1) Yes to both. We have a long term commitment right up until we don't. They know we will leave if we can, but we know we might not be able to, so want to make the league as strong as we can.

2) No idea. Benedict. Edsall.

3) It wasn't originally, since we were in an FBS league. It was aimed toward the fact that the schools we wanted to emulate all have D1/FBS football (Michigan, UVA and Penn State were named I believe). Now? I am sure it is viewed as an essential factor in gaining any P5 invite.

4) You will see mixed opinions here. My guess is that if the door to a P5 invite closed, permanently and forever, we'd consider dropping football. I also don't think we'd consider independence in football and say Big East basketball, unless the income disparity and impact on basketball was much larger than it is now.
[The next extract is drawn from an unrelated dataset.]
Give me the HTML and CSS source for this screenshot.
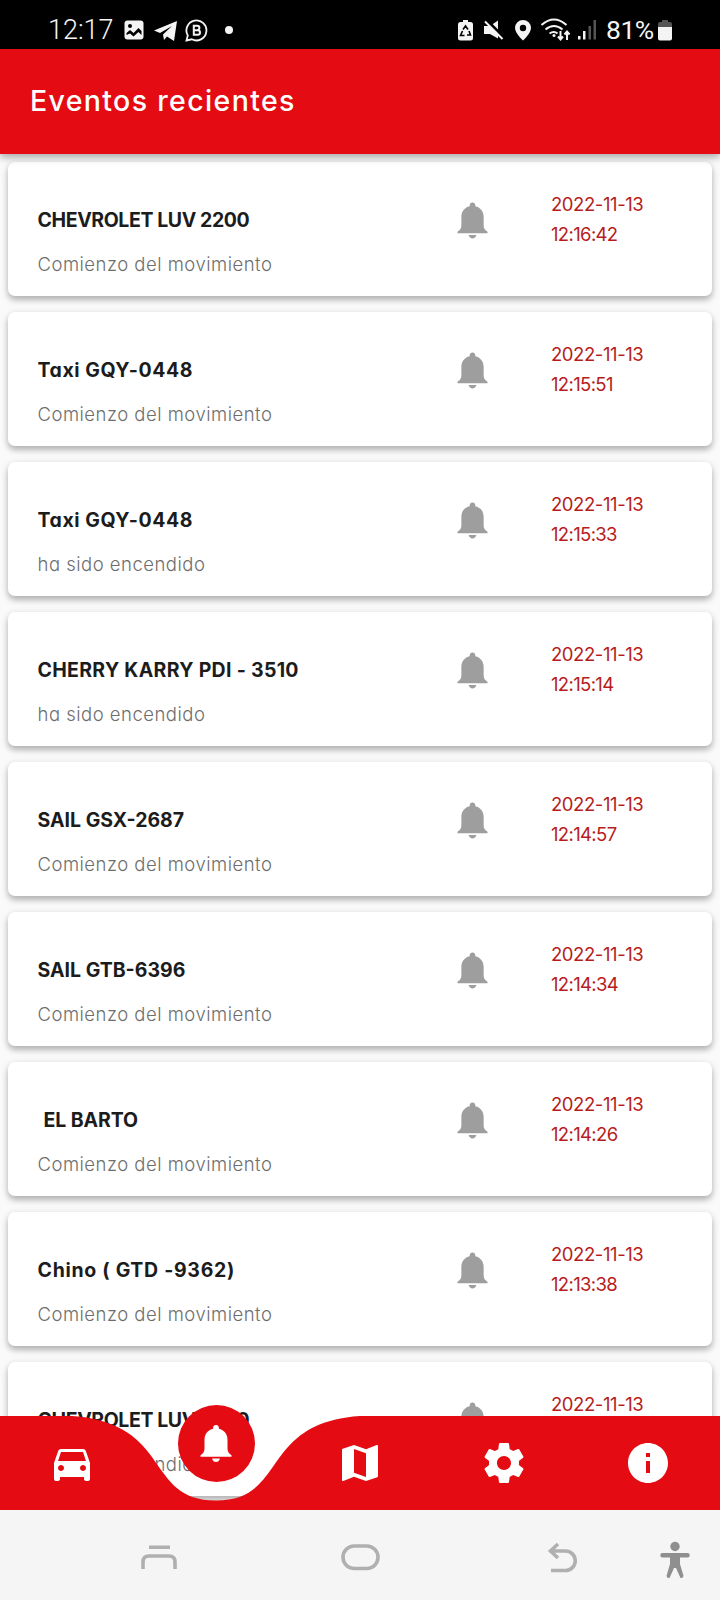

It's possible the next AAC contract could pay more than the Big East. Also, with WSU joining the American, apart from Villanova, the difference in the leagues is not all that really.
2) I would add two powerful and very rich benefactors, Mr Burton and Mr Shenkman. UConn will never drop football, these two guys and a few unnamed others won't let that happen.

4) Big difference between the two leagues. The Big East doesn't play football, it's a basketball league formed by private and or Catholic schools. The AAC will outlive the The Big East as we know it today BECAUSE of football, the Big East may even cease to exist in 10 to 15 years for many reasons, chief among them is no public support, small private schools are privately in panic mode right now on how to keep down their skyrocketing costs, and the first cuts will be to the athletic budgets. Declining enrollment in the next few years will just add fuel to the fire. Even the very well heeled will think twice about sending their kids to a small private school like Providence or Seton Hall for an ok but only above average education for $150,000 a year. Those schools certainly won't be getting 40,000 student applicants every spring like UConn gets, and getting a top shelf education on the cheap is a rarity nowadays. UConn is certainly not going to drop football and join a dieing Catholic basketball league.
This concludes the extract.